• **YOUR GOAL**
Return the listing below exactly, with the pictures dropped.

• **PROVIDED MATERIAL**
- - - -

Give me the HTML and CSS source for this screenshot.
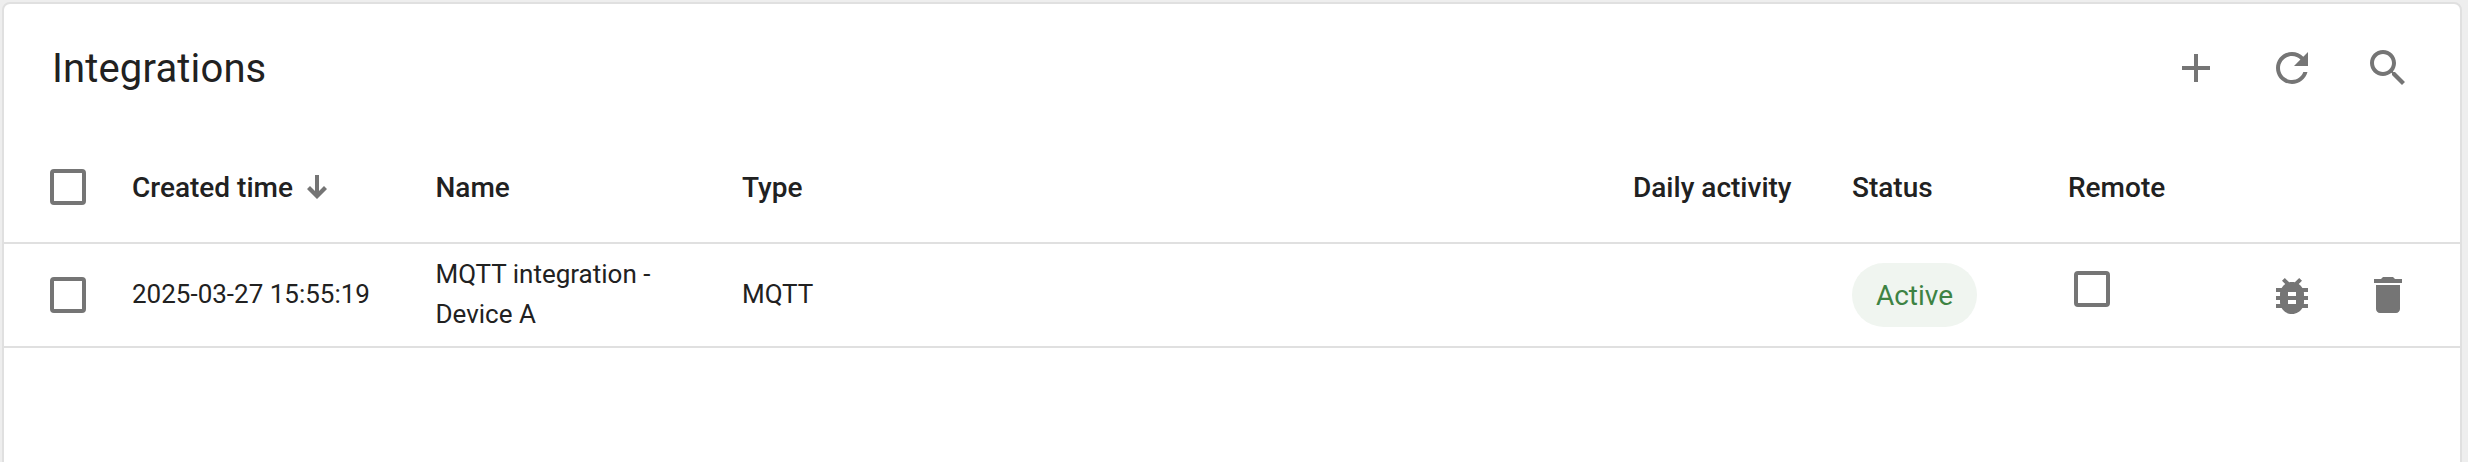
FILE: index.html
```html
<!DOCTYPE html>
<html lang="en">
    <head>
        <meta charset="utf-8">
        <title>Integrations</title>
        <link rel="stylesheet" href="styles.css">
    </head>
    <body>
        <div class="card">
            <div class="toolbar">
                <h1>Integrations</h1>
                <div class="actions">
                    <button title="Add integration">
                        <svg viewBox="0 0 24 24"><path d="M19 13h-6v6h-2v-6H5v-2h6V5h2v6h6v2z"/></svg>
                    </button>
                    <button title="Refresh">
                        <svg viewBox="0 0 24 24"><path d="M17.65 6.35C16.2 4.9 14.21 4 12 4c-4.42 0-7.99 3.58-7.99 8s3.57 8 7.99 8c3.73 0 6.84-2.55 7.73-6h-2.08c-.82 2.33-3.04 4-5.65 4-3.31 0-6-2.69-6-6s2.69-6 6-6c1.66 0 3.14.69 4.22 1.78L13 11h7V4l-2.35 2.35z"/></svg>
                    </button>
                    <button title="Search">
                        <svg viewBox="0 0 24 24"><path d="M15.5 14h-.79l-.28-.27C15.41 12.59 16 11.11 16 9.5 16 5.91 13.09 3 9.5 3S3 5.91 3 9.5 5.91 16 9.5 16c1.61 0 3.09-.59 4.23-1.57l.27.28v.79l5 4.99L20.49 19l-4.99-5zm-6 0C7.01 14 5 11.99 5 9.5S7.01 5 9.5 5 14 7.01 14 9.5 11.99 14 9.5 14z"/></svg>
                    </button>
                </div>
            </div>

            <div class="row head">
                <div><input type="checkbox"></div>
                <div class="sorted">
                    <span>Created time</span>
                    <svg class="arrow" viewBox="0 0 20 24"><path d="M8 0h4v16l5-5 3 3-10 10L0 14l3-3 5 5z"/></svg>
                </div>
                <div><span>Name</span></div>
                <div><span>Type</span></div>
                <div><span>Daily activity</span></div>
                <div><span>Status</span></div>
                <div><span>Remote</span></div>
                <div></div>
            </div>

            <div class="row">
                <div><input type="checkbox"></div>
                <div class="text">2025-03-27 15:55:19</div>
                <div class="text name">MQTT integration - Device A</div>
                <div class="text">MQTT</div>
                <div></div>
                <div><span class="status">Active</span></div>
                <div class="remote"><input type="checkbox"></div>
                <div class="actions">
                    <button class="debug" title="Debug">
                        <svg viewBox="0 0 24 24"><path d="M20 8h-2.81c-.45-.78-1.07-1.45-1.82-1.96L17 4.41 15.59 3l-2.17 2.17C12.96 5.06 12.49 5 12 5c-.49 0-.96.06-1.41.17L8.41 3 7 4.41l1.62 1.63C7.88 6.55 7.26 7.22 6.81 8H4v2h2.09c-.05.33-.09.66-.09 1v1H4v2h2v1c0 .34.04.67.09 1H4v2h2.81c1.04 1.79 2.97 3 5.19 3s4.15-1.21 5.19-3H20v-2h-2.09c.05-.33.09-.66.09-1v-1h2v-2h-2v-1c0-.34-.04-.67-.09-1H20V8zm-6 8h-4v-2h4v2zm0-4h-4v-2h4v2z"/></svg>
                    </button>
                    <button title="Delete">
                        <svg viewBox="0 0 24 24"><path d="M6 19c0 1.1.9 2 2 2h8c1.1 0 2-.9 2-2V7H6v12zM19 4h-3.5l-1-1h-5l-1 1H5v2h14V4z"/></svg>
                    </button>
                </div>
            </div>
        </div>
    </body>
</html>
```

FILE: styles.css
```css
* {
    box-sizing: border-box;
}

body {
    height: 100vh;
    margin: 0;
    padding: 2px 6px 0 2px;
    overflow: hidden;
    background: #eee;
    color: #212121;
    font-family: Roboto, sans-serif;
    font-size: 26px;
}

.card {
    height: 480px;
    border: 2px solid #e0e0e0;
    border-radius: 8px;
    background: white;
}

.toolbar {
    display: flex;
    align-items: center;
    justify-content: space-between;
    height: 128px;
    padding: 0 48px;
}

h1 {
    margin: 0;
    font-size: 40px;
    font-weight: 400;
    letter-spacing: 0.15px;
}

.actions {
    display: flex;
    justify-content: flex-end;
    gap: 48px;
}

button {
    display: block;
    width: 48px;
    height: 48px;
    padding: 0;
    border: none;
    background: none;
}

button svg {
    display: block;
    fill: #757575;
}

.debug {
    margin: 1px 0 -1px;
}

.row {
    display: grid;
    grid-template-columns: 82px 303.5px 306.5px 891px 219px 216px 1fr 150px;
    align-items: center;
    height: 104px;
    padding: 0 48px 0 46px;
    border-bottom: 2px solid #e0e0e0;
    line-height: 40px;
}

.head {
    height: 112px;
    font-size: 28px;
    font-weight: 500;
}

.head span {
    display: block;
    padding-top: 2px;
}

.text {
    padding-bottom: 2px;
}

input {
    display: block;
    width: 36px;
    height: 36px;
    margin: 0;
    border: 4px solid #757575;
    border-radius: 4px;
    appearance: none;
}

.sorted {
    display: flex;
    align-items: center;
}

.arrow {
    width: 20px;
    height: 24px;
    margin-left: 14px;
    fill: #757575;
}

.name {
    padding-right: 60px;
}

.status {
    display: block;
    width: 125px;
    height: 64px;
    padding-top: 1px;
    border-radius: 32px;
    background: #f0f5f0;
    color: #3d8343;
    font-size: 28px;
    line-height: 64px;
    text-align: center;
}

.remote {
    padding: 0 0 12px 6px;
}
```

- - - -

• **RESULT FOR THIS EXERCISE**
Give me the HTML and CSS source for this screenshot.
FILE: index.html
```html
<!DOCTYPE html>
<html lang="en">
    <head>
        <meta charset="utf-8">
        <title>Integrations</title>
        <link rel="stylesheet" href="styles.css">
    </head>
    <body>
        <div class="card">
            <div class="toolbar">
                <h1>Integrations</h1>
                <div class="actions">
                    <button title="Add integration">
                        <svg viewBox="0 0 24 24"><path d="M19 13h-6v6h-2v-6H5v-2h6V5h2v6h6v2z"/></svg>
                    </button>
                    <button title="Refresh">
                        <svg viewBox="0 0 24 24"><path d="M17.65 6.35C16.2 4.9 14.21 4 12 4c-4.42 0-7.99 3.58-7.99 8s3.57 8 7.99 8c3.73 0 6.84-2.55 7.73-6h-2.08c-.82 2.33-3.04 4-5.65 4-3.31 0-6-2.69-6-6s2.69-6 6-6c1.66 0 3.14.69 4.22 1.78L13 11h7V4l-2.35 2.35z"/></svg>
                    </button>
                    <button title="Search">
                        <svg viewBox="0 0 24 24"><path d="M15.5 14h-.79l-.28-.27C15.41 12.59 16 11.11 16 9.5 16 5.91 13.09 3 9.5 3S3 5.91 3 9.5 5.91 16 9.5 16c1.61 0 3.09-.59 4.23-1.57l.27.28v.79l5 4.99L20.49 19l-4.99-5zm-6 0C7.01 14 5 11.99 5 9.5S7.01 5 9.5 5 14 7.01 14 9.5 11.99 14 9.5 14z"/></svg>
                    </button>
                </div>
            </div>

            <div class="row head">
                <div><input type="checkbox"></div>
                <div class="sorted">
                    <span>Created time</span>
                    <svg class="arrow" viewBox="0 0 20 24"><path d="M8 0h4v16l5-5 3 3-10 10L0 14l3-3 5 5z"/></svg>
                </div>
                <div><span>Name</span></div>
                <div><span>Type</span></div>
                <div><span>Daily activity</span></div>
                <div><span>Status</span></div>
                <div><span>Remote</span></div>
                <div></div>
            </div>

            <div class="row">
                <div><input type="checkbox"></div>
                <div class="text">2025-03-27 15:55:19</div>
                <div class="text name">MQTT integration - Device A</div>
                <div class="text">MQTT</div>
                <div></div>
                <div><span class="status">Active</span></div>
                <div class="remote"><input type="checkbox"></div>
                <div class="actions">
                    <button class="debug" title="Debug">
                        <svg viewBox="0 0 24 24"><path d="M20 8h-2.81c-.45-.78-1.07-1.45-1.82-1.96L17 4.41 15.59 3l-2.17 2.17C12.96 5.06 12.49 5 12 5c-.49 0-.96.06-1.41.17L8.41 3 7 4.41l1.62 1.63C7.88 6.55 7.26 7.22 6.81 8H4v2h2.09c-.05.33-.09.66-.09 1v1H4v2h2v1c0 .34.04.67.09 1H4v2h2.81c1.04 1.79 2.97 3 5.19 3s4.15-1.21 5.19-3H20v-2h-2.09c.05-.33.09-.66.09-1v-1h2v-2h-2v-1c0-.34-.04-.67-.09-1H20V8zm-6 8h-4v-2h4v2zm0-4h-4v-2h4v2z"/></svg>
                    </button>
                    <button title="Delete">
                        <svg viewBox="0 0 24 24"><path d="M6 19c0 1.1.9 2 2 2h8c1.1 0 2-.9 2-2V7H6v12zM19 4h-3.5l-1-1h-5l-1 1H5v2h14V4z"/></svg>
                    </button>
                </div>
            </div>
        </div>
    </body>
</html>
```

FILE: styles.css
```css
* {
    box-sizing: border-box;
}

body {
    height: 100vh;
    margin: 0;
    padding: 2px 6px 0 2px;
    overflow: hidden;
    background: #eee;
    color: #212121;
    font-family: Roboto, sans-serif;
    font-size: 26px;
}

.card {
    height: 480px;
    border: 2px solid #e0e0e0;
    border-radius: 8px;
    background: white;
}

.toolbar {
    display: flex;
    align-items: center;
    justify-content: space-between;
    height: 128px;
    padding: 0 48px;
}

h1 {
    margin: 0;
    font-size: 40px;
    font-weight: 400;
    letter-spacing: 0.15px;
}

.actions {
    display: flex;
    justify-content: flex-end;
    gap: 48px;
}

button {
    display: block;
    width: 48px;
    height: 48px;
    padding: 0;
    border: none;
    background: none;
}

button svg {
    display: block;
    fill: #757575;
}

.debug {
    margin: 1px 0 -1px;
}

.row {
    display: grid;
    grid-template-columns: 82px 303.5px 306.5px 891px 219px 216px 1fr 150px;
    align-items: center;
    height: 104px;
    padding: 0 48px 0 46px;
    border-bottom: 2px solid #e0e0e0;
    line-height: 40px;
}

.head {
    height: 112px;
    font-size: 28px;
    font-weight: 500;
}

.head span {
    display: block;
    padding-top: 2px;
}

.text {
    padding-bottom: 2px;
}

input {
    display: block;
    width: 36px;
    height: 36px;
    margin: 0;
    border: 4px solid #757575;
    border-radius: 4px;
    appearance: none;
}

.sorted {
    display: flex;
    align-items: center;
}

.arrow {
    width: 20px;
    height: 24px;
    margin-left: 14px;
    fill: #757575;
}

.name {
    padding-right: 60px;
}

.status {
    display: block;
    width: 125px;
    height: 64px;
    padding-top: 1px;
    border-radius: 32px;
    background: #f0f5f0;
    color: #3d8343;
    font-size: 28px;
    line-height: 64px;
    text-align: center;
}

.remote {
    padding: 0 0 12px 6px;
}
```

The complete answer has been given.